Для подтверждения приведенного тезиса обратимся к знаменитой кодификации древнейших римских законов — Дигестам Юстиниана. Кодификация проводилась в VI веке, но, учитывая консерватизм основополагающих постулатов римского публичного права, она является актуальной и для нашего исследования. Так. В. В. Болотов писал: «Разновидностью римского консерватизма был формализм, уважение к старой форме. В области права он породил различные фикции; не издавая новых законов, под старые подводили не предусмотренные ими явления нового порядка»[137].
В Дигестах приводится данное Павлом[138] определение особого права (Ius singulare) — «это то, которое введено властью, установившей его в отклонение от точного содержания (общих норм) для удовлетворения какой-либо потребности»[139] . При непосредственном участии первых императоров особое право как раз и получило свое развитие.
Появление одной из основных форм этого права связывают с возникновением когни-ционного процесса (cognitio extra ordinem или extraordinaria), зародившегося на захваченных Римом территориях. Суть его заключалась в предоставлении провинциальным римским наместникам права самим (в отличие от обычного двухстадийного формулярного процесса) решать судебные дела в особом (экстраординарном) порядке.

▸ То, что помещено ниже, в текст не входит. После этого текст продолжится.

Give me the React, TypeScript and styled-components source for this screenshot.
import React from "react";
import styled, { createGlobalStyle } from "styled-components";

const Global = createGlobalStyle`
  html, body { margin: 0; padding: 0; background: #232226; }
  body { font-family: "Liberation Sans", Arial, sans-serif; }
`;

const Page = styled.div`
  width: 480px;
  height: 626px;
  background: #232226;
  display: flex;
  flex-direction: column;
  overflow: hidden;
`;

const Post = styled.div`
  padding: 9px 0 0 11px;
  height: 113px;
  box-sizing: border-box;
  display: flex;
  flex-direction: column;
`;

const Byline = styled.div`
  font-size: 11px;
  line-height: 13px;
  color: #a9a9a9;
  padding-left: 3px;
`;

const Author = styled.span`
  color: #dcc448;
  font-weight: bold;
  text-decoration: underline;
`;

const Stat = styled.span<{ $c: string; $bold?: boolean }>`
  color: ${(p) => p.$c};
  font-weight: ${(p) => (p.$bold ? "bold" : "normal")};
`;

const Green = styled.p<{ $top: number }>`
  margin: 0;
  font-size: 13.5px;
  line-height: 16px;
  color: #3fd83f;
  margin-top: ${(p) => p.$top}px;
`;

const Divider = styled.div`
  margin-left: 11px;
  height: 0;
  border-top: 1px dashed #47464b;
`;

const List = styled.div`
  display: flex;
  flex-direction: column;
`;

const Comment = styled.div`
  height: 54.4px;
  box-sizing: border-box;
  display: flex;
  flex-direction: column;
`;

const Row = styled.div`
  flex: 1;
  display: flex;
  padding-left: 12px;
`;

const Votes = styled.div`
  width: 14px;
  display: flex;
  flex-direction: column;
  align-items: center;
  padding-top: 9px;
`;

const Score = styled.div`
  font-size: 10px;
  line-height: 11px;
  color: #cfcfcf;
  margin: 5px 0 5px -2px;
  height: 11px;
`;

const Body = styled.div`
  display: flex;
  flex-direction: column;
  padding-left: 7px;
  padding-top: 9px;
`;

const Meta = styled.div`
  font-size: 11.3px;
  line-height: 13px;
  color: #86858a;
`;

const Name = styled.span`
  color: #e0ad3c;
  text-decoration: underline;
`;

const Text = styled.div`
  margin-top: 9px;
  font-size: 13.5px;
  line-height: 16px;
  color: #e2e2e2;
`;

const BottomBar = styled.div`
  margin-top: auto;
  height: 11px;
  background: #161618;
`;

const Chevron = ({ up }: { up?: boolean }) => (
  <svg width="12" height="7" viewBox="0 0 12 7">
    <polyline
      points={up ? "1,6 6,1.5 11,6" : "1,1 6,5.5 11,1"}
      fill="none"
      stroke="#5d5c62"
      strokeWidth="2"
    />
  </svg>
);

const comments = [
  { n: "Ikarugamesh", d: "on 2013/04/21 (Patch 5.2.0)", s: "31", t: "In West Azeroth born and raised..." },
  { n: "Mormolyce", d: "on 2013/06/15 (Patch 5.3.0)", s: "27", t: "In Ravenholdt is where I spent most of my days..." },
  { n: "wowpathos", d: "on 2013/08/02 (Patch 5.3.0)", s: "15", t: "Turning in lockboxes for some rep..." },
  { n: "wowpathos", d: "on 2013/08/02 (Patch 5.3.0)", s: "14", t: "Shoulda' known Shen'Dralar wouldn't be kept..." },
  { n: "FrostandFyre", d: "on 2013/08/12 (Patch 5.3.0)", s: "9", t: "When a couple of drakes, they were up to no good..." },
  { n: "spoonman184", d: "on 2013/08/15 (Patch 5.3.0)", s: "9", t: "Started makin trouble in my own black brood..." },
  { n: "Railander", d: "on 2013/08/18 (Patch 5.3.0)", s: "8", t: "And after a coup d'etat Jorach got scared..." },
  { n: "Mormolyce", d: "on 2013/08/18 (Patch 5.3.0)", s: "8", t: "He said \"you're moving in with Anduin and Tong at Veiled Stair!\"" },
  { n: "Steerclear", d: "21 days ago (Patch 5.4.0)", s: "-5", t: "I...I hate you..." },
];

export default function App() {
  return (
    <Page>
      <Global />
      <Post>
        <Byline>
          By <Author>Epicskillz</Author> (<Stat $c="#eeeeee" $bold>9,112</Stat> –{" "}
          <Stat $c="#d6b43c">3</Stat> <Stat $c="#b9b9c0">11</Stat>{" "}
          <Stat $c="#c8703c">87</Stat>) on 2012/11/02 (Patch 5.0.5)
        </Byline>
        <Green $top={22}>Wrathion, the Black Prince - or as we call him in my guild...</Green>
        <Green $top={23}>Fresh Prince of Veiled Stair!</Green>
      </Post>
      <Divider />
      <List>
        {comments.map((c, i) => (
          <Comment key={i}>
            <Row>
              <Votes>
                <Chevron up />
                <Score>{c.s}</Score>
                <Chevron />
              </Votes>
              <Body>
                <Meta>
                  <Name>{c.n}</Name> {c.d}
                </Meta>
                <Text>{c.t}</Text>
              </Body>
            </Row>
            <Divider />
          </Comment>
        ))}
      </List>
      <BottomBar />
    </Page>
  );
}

То есть, правосудие сосредотачивалось, по сути, в одних руках: и проведение судебного следствия, и постановление приговора. Одно из самых ранних свидетельств о проведении когниционного процесса содержится в 4-м эдикте императора Августа для провинции Кирена (7–6 гг.). который предписывал наместникам самим проводить расследование и выносить приговор.
Д. А. Браткин отмечал, что «cognitio extra ordinem». как особый процессуальный институт, возникший в конце I в. до н. э… получил «довольно широкое распространение в провинциях (главным образом, императорских)» и отличался он от ординарного судопроизводства тем, что основная процессуальная роль в таком процессе «отводилась не истцу или обвинителю, но государству, представленному судьей — делегатом принцепса. действующим на основе imperium последнего»[140].
Таким образом, это не была обычная для Рима форма судопроизводства. Это был трибунал римской администрации, управлявшей оккупированной провинцией. На латыни правомочия такого трибунала выражались древним термином «jus coercitionis» — право обуздания или принуждения. Реализуя его. префекты и прокураторы применяли наказания по своему усмотрению (coercido — свободное усмотрение), в ускоренном порядке и без соблюдения каких-либо формальностей. В. В. Болотов писал: «Coercido — упрощенная во всех отношениях форма судопроизводства… Но что главнее всего, само должностное лицо имело право по собственной инициативе приступить к расследованию, которое производилось в таком объеме, в каком это лицо находило нужным: причем как в дознании, так и в мере наказания и в самом наказании производящая coercido власть не была связана законом»[141].
По этим правилам, надо полагать, как раз и проводился Пилатом трибунал над Иисусом, а также римские суды над апостолом Павлом, описанные в Деяниях апостолов.
В древнеримском публичном праве сохранилось немало свидетельств того, что при разбирательстве дел «об оскорблении величия» допускались существенные отступления от общих норм римского судопроизводства.
Во-первых, известно, что дела эти рассматривались публичным судом на основании Юлиевого закона. Однако следует иметь в виду, что понятие публичности в те годы существенно отличалось от сегодняшнего понимания публичных судебных процессов. В Древнем Риме это означало, что. в отличие от деликтов (гражданско-правовой проступок — авт.), определенные преступные деяния (crimen) преследовались только публичным обвинением. Института прокуратуры не существовало, и уголовные дела возбуждались по инициативе частных лиц. По делам об оскорблении величия они делали это публично.
Макр[142] в 1-й книге «О публичных судах» указывал: «Не всякие суды, в которых рассматривается преступление, являются также публичными, но только те, которые возникают на основании законов (о преступлениях, относящихся) к публичным судам, например: Юлия (о преступлении) против величия. Юлия о прелюбодеяниях. Корнелия об убийцах и отравителях…»[143]. В то же время, например, дела о «кражах и силой похищенном имуществе»[144] рассматривались не публичным, а частным судом.
Во-вторых, дела об оскорблении величия разбирались уголовным судом. Понятие уголовного суда тоже отличалось от нынешнего, о чем можно узнать из 15-й книги Павла «Комментарии к преторскому эдикту»: «Некоторые из публичных судов являются уголовными, некоторые — не уголовными. Уголовные суть те. наказанием по которым является смерть или изгнание, то есть лишение воды и огня»[145]. Иными словами — прежде всего «наказание головы» (от чего, вероятно, и произошло название «уголовный» — авт.), то есть смертная казнь. А вот преступления, за которые, к примеру, предусматривались телесные наказания, уголовным судом не рассматривались.